Protected area in Somerset, England

Catcott, Edington and Chilton Moors SSSI is a 1083 hectare biological Site of Special Scientific Interest in Somerset, England notified in 1967. It is close to the villages of Edington and Catcott.

It is part of the Brue Valley Living Landscape conservation project. The project commenced in January 2009 and aims to restore, recreate and reconnect habitat. It aims to ensure that wildlife is enhanced and capable of sustaining itself in the face of climate change while guaranteeing farmers and other landowners can continue to use their land profitably. It is one of an increasing number of landscape scale conservation projects in the UK.

The site consists of low-lying land south of the River Brue, which floods on a regular basis; land north of here is included in the Tealham and Tadham Moors SSSI. The site is managed by Somerset Wildlife Trust and includes the Catcott Lows National Nature Reserve, Catcott Heath and Catcott North.

A variety of fauna are found due to the varied soil types and management practices. Unimproved swards include meadows dominated by meadow thistle (Cirsium dissectum), meadow rue (Thalictrum flavum) and similar species, and southern marsh-orchid (Dactylorhiza praetermissa). In the wetter areas rushes and marsh marigold (Caltha palustris) are found. Catcott Heath is noted for its rare vascular plants including marsh pea (Lathyrus palustris), milk-parsley (Peucedanum palustre) and marsh fern (Thelypteris palustris). A total of 127 aquatic and bankside vascular plant species have been recorded in the field ditches, internal drainage board maintained rhynes and deep arterial watercourses.

The botanically rich water channels support a diverse invertebrate fauna including water beetles Haliplus mucronatus and Hydrophilus piceus.
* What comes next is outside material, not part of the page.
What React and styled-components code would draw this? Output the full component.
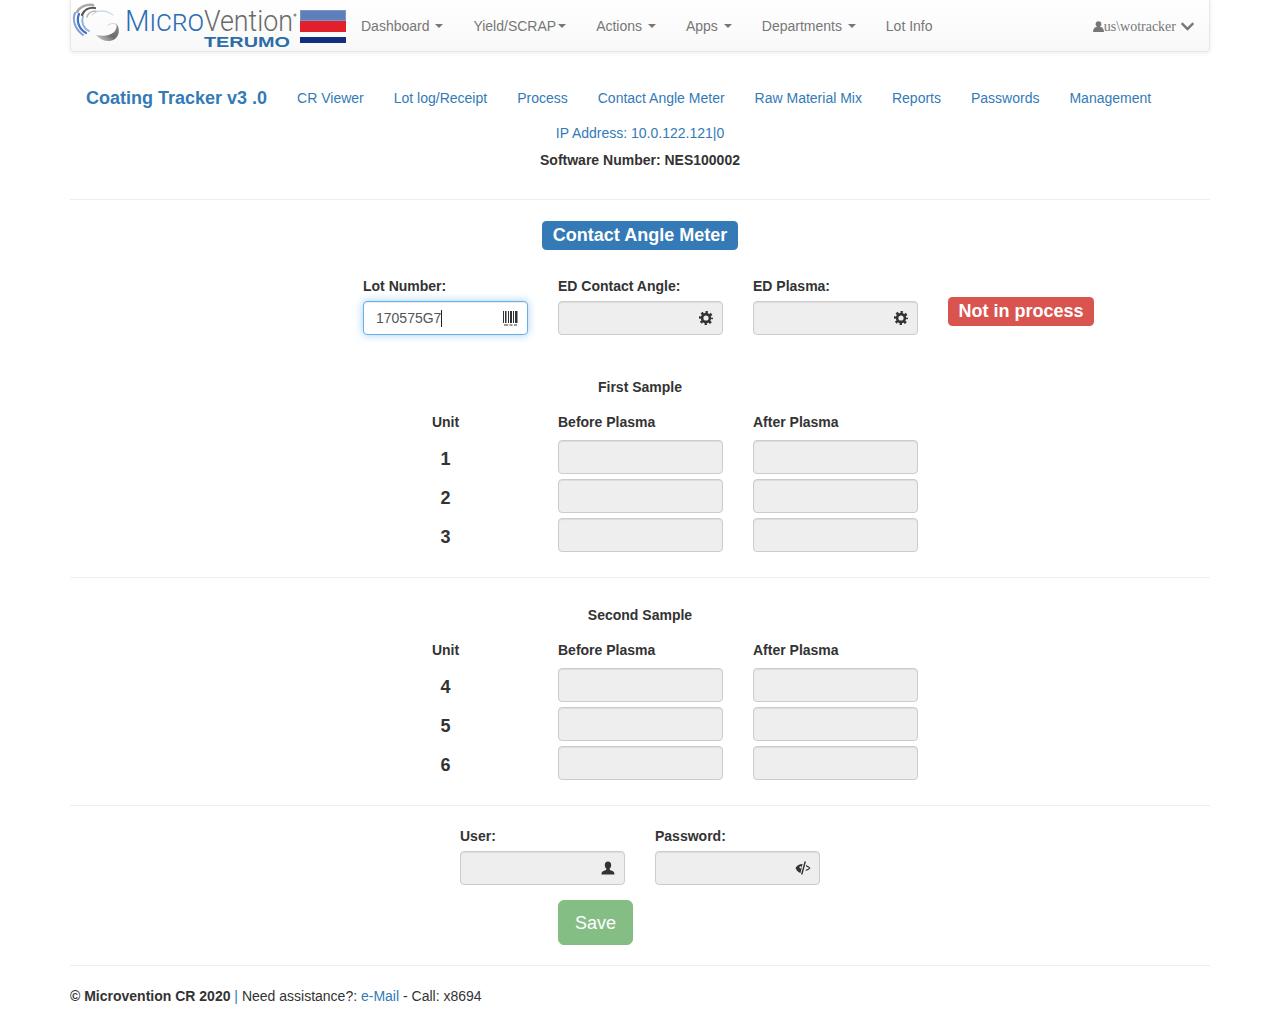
import React from "react";
import styled, { createGlobalStyle } from "styled-components";
import { FaChevronDown } from "react-icons/fa";

const Global = createGlobalStyle`
  html, body { margin: 0; padding: 0; background: #fff; }
  body { font-family: "Liberation Sans", Arial, sans-serif; font-size: 14px; line-height: 20px; color: #333; }
  * { box-sizing: border-box; }
`;

const Page = styled.div`
  width: 1140px;
  margin: 0 auto;
`;
const Navbar = styled.nav`
  height: 52px;
  display: flex;
  align-items: center;
  border: 1px solid #e7e7e7;
  border-top: none;
  border-radius: 0 0 4px 4px;
  background: linear-gradient(to bottom, #fff 0%, #f8f8f8 100%);
  box-shadow: 0 1px 5px rgba(0, 0, 0, 0.08);
`;
const Brand = styled.div`
  width: 276px;
  height: 50px;
  margin-right: 14px;
  flex: none;
`;
const TopLink = styled.a`
  display: flex;
  align-items: center;
  color: #777;
  margin-right: 30px;
  white-space: pre;
`;
const Caret = styled.span`
  display: inline-block;
  width: 0;
  height: 0;
  margin-left: ${(p) => p.$gap}px;
  margin-top: 1px;
  border-top: 4px solid #777;
  border-left: 4px solid transparent;
  border-right: 4px solid transparent;
`;
const UserMenu = styled.div`
  margin-left: auto;
  margin-right: 14px;
  padding-top: 2px;
  display: flex;
  align-items: center;
  color: #777;
  font-family: "Liberation Serif", serif;
  font-size: 14px;
  svg { flex: none; }
`;
const SubNav = styled.div`
  display: flex;
  align-items: center;
  height: 50px;
  margin-top: 21px;
  padding-left: 16px;
  gap: 30px;
`;
const Title = styled.a`
  color: #337ab7;
  font-size: 18px;
  font-weight: 700;
`;
const SubLink = styled.a`
  color: #337ab7;
`;
const Ip = styled.div`
  text-align: center;
  color: #337ab7;
  height: 20px;
`;
const Software = styled.div`
  text-align: center;
  font-weight: 700;
  margin-top: 7px;
  height: 20px;
`;
const Rule = styled.hr`
  border: none;
  border-top: 1px solid #eee;
  margin: ${(p) => p.$top}px 0 0;
  height: 0;
`;
const Heading = styled.div`
  display: flex;
  justify-content: center;
  margin-top: 21px;
`;
const Badge = styled.span`
  display: inline-block;
  padding: 4px 10.5px;
  height: 29px;
  line-height: 21px;
  font-size: 18px;
  font-weight: 700;
  color: #fff;
  border-radius: 4.5px;
  background: ${(p) => p.$bg};
  white-space: nowrap;
`;
const Columns = styled.div`
  display: grid;
  grid-template-columns: repeat(${(p) => p.$cols || 4}, 165px);
  column-gap: 30px;
  padding-left: ${(p) => p.$left}px;
  margin-top: ${(p) => p.$top || 0}px;
`;
const Label = styled.label`
  display: block;
  font-weight: 700;
  height: 15px;
  line-height: 15px;
  margin-bottom: 7px;
`;
const FieldLabelled = styled.div`
  display: flex;
  flex-direction: column;
`;
const Field = styled.div`
  height: 34px;
  display: flex;
  align-items: center;
  padding: 0 5px 0 12px;
  border: 1px solid ${(p) => (p.$focus ? "#66afe9" : "#ccc")};
  border-radius: 4px;
  background: ${(p) => (p.$focus ? "#fff" : "#eee")};
  box-shadow: ${(p) =>
    p.$focus
      ? "inset 0 1px 1px rgba(0,0,0,.075), 0 0 8px rgba(102,175,233,.6)"
      : "inset 0 1px 1px rgba(0,0,0,.075)"};
  color: #555;
  svg { flex: none; margin-left: auto; margin-right: ${(p) => p.$iconGap ?? 4}px; color: #333; }
`;
const FieldInput = styled.input`
  flex: 1;
  min-width: 0;
  border: none;
  outline: none;
  background: transparent;
  padding: 0;
  font: inherit;
`;
const CaretBar = styled.span`
  display: inline-block;
  width: 1px;
  height: 17px;
  background: #222;
`;
const StatusCell = styled.div`
  padding-top: 18px;
`;
const SampleTitle = styled.div`
  text-align: center;
  font-weight: 700;
  height: 20px;
  margin-top: ${(p) => p.$top}px;
`;
const UnitHead = styled.div`
  font-weight: 700;
  text-align: ${(p) => (p.$center ? "center" : "left")};
  height: 20px;
`;
const UnitRows = styled.div`
  display: grid;
  grid-template-columns: repeat(3, 165px);
  column-gap: 30px;
  row-gap: 5px;
  padding-left: 293px;
  margin-top: 8px;
`;
const UnitNum = styled.div`
  height: 34px;
  display: flex;
  align-items: center;
  justify-content: center;
  font-size: 18px;
  font-weight: 700;
  padding-top: 4px;
`;
const SaveRow = styled.div`
  padding-left: 488px;
  margin-top: 15px;
`;
const SaveButton = styled.button`
  width: 75px;
  height: 45px;
  border: 1px solid #82bd82;
  border-radius: 6px;
  background: #85be85;
  color: #fff;
  font: 18px/24px "Liberation Sans", Arial, sans-serif;
  padding: 0;
`;
const Footer = styled.footer`
  margin-top: 20px;
  height: 20px;
`;
const FooterStrong = styled.strong`
  font-weight: 700;
`;
const FooterBar = styled.span`
  color: #337ab7;
`;
const FooterLink = styled.a`
  color: #337ab7;
`;

const LOGO_FONT = "Roboto, Liberation Sans, sans-serif";

const Logo = () => (
  <svg width="276" height="50" viewBox="0 0 276 50">
    <defs>
      <linearGradient id="crescent" x1="0" y1="1" x2="1" y2="0">
        <stop offset="0" stopColor="#dcdcdc" />
        <stop offset="0.5" stopColor="#6b6b6b" />
        <stop offset="1" stopColor="#8f8f8f" />
      </linearGradient>
    </defs>
    <g fill="none" strokeLinecap="round">
      <path d="M4 12C1 19 4 28 12 34" stroke="#7fa0d8" strokeWidth="2" />
      <path d="M8 13C5 20 8 28 15 32" stroke="#3f72c4" strokeWidth="2.200" />
      <path d="M12 15C10 21 12 27 18 30" stroke="#8fb0e0" strokeWidth="1.800" />
      <path d="M6 11C9 6 15 3 22 4" stroke="#a9a9a9" strokeWidth="2.600" />
      <path d="M11 14C13 9 18 6 24 7" stroke="#555" strokeWidth="2.200" />
      <path d="M16 16C17 12 21 10 25 10" stroke="#b5b5b5" strokeWidth="1.500" />
      <path d="M21 14C26 8 36 9 42 14" stroke="#b5cbe8" strokeWidth="1" />
      <path d="M37 24C44 20 47 24 46 28" stroke="#d5d5d5" strokeWidth="1" />
    </g>
    <path d="M25 34c9 2 18 0 20-6 1-2 1-4 0-6 4 5 4 12-1 16-6 4-14 2-19-4z" fill="url(#crescent)" />
    <text x="54" y="30" fontFamily={LOGO_FONT} fontWeight="300" fontSize="29" fontVariant="small-caps" fill="#2f6db3" textLength="79" lengthAdjust="spacingAndGlyphs">Micro</text>
    <text x="133" y="30" fontFamily={LOGO_FONT} fontWeight="300" fontSize="29" fill="#6a6a6a" textLength="89" lengthAdjust="spacingAndGlyphs">Vention</text>
    <circle cx="224" cy="14" r="1.500" fill="#8a8a8a" />
    <text x="133" y="45.500" fontFamily="Liberation Sans, Arial, sans-serif" fontSize="15" fontWeight="700" fill="#2d6da6" textLength="86" lengthAdjust="spacingAndGlyphs">TERUMO</text>
    <rect x="229.500" y="9.500" width="45" height="10" fill="#5f7fbc" stroke="#7f95c4" />
    <rect x="229" y="20" width="46" height="11" fill="#e2202b" />
    <rect x="229" y="36" width="46" height="6" fill="#12307f" />
  </svg>
);

const Cog = () => (
  <svg width="14" height="14" viewBox="0 0 14 14" fill="none" stroke="#333">
    <circle cx="7" cy="7" r="3.900" strokeWidth="2.600" />
    <circle cx="7" cy="7" r="5.800" strokeWidth="2.400" strokeDasharray="2.350 2.205" strokeDashoffset="1.175" />
  </svg>
);

const Barcode = () => (
  <svg width="15" height="15" viewBox="0 0 15 15" fill="#333">
    <rect x="0" y="0" width="1" height="12" />
    <rect x="2" y="0" width="1.500" height="12" />
    <rect x="5" y="0" width="1" height="12" />
    <rect x="7" y="0" width="2" height="12" />
    <rect x="10" y="0" width="1" height="12" />
    <rect x="12" y="0" width="2.500" height="12" />
    <rect x="1" y="13.500" width="4" height="1" />
    <rect x="6.500" y="13.500" width="3" height="1" />
    <rect x="11" y="13.500" width="3" height="1" />
  </svg>
);

const Person = () => (
  <svg width="14" height="14" viewBox="0 0 14 14" fill="#333">
    <path d="M7 .5C5 .5 3.800 2 3.800 4c0 1.500.6 3 1.600 3.800 0 .9-.3 1.200-1 1.500C3 9.700.5 10.300.5 13.500h13c0-3.200-2.500-3.800-3.900-4.200-.7-.3-1-.6-1-1.500 1-.8 1.600-2.300 1.600-3.800C10.200 2 9 .5 7 .5z" />
  </svg>
);

const EyeOff = () => (
  <svg width="16" height="14" viewBox="0 0 16 14" fill="#333">
    <path fillRule="evenodd" d="M.5 7C2 4.500 4.500 3 7.500 3L5.500 12C3.300 11.300 1.500 9.500.5 7zM5.500 5.200a1.100 1.100 0 1 0 0 2.200 1.100 1.100 0 0 0 0-2.200z" />
    <path d="M9.500.5 6 13.500h1.500L11 .5z" />
    <path d="M11 4c1.800.7 3.300 1.700 4.500 3-1.200 1.500-3 2.600-5 3.100l.6-1.500c1.200-.4 2.200-.9 3-1.600-.8-.7-1.900-1.300-3-1.600z" />
  </svg>
);

const NavUser = () => (
  <svg width="11" height="11" viewBox="0 0 14 14" fill="#777">
    <circle cx="7" cy="4" r="3.600" />
    <path d="M0 14c0-4 2-6.500 4.500-6.500h5C12 7.500 14 10 14 14z" />
  </svg>
);

const topLinks = [
  ["Dashboard ", 6],
  ["Yield/SCRAP", 2],
  ["Actions ", 6],
  ["Apps ", 6],
  ["Departments ", 6],
];
const subLinks = ["CR Viewer", "Lot log/Receipt", "Process", "Contact Angle Meter", "Raw Material Mix", "Reports", "Passwords", "Management"];

const Sample = ({ title, top, units }) => (
  <>
    <SampleTitle $top={top}>{title}</SampleTitle>
    <Columns $cols={3} $left={293} $top={15}>
      <UnitHead $center>Unit</UnitHead>
      <UnitHead>Before Plasma</UnitHead>
      <UnitHead>After Plasma</UnitHead>
    </Columns>
    <UnitRows>
      {units.map((u) => (
        <React.Fragment key={u}>
          <UnitNum>{u}</UnitNum>
          <Field><FieldInput disabled /></Field>
          <Field><FieldInput disabled /></Field>
        </React.Fragment>
      ))}
    </UnitRows>
  </>
);

export default function App() {
  return (
    <Page>
      <Global />
      <Navbar>
        <Brand><Logo /></Brand>
        {topLinks.map(([t, g]) => (
          <TopLink key={t}>{t}<Caret $gap={g - (t.endsWith(" ") ? 4 : 0)} /></TopLink>
        ))}
        <TopLink>Lot Info</TopLink>
        <UserMenu>
          <NavUser />us\wotracker
          <FaChevronDown size={15} style={{ marginLeft: 4 }} />
        </UserMenu>
      </Navbar>
      <SubNav>
        <Title>Coating Tracker v3 .0</Title>
        {subLinks.map((l) => <SubLink key={l}>{l}</SubLink>)}
      </SubNav>
      <Ip>IP Address: 10.0.122.121|0</Ip>
      <Software>Software Number: NES100002</Software>
      <Rule $top={29} />
      <Heading><Badge $bg="#337ab7">Contact Angle Meter</Badge></Heading>
      <Columns $left={293} $top={29}>
        <FieldLabelled>
          <Label>Lot Number:</Label>
          <Field $focus>170575G7<CaretBar /><Barcode /></Field>
        </FieldLabelled>
        <FieldLabelled>
          <Label>ED Contact Angle:</Label>
          <Field><FieldInput disabled /><Cog /></Field>
        </FieldLabelled>
        <FieldLabelled>
          <Label>ED Plasma:</Label>
          <Field><FieldInput disabled /><Cog /></Field>
        </FieldLabelled>
        <StatusCell><Badge $bg="#d9534f">Not in process</Badge></StatusCell>
      </Columns>
      <Sample title="First Sample" top={42} units={[1, 2, 3]} />
      <Rule $top={25} />
      <Sample title="Second Sample" top={27} units={[4, 5, 6]} />
      <Rule $top={25} />
      <Columns $cols={2} $left={390} $top={23}>
        <FieldLabelled>
          <Label>User:</Label>
          <Field><FieldInput disabled /><Person /></Field>
        </FieldLabelled>
        <FieldLabelled>
          <Label>Password:</Label>
          <Field $iconGap={3}><FieldInput disabled /><EyeOff /></Field>
        </FieldLabelled>
      </Columns>
      <SaveRow><SaveButton disabled>Save</SaveButton></SaveRow>
      <Rule $top={20} />
      <Footer>
        <FooterStrong>© Microvention CR 2020</FooterStrong> <FooterBar>|</FooterBar> Need assistance?: <FooterLink>e-Mail</FooterLink> - Call: x8694
      </Footer>
    </Page>
  );
}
The rare soldier fly, the flecked general (Stratiomys singularior), is found and there are good numbers of dragonflies and damselflies.

The range of plants and invertebrates support many bird species including golden plover (Pluvialis apricaria), lapwing (Vanellus vanellus), snipe (Gallinago gallinago) and dunlin (Calidris alpina). Other vertebrate species present, include the otter (Lutra lutra), grass snake (Natrix natrix) and common frog (Rana temporaria).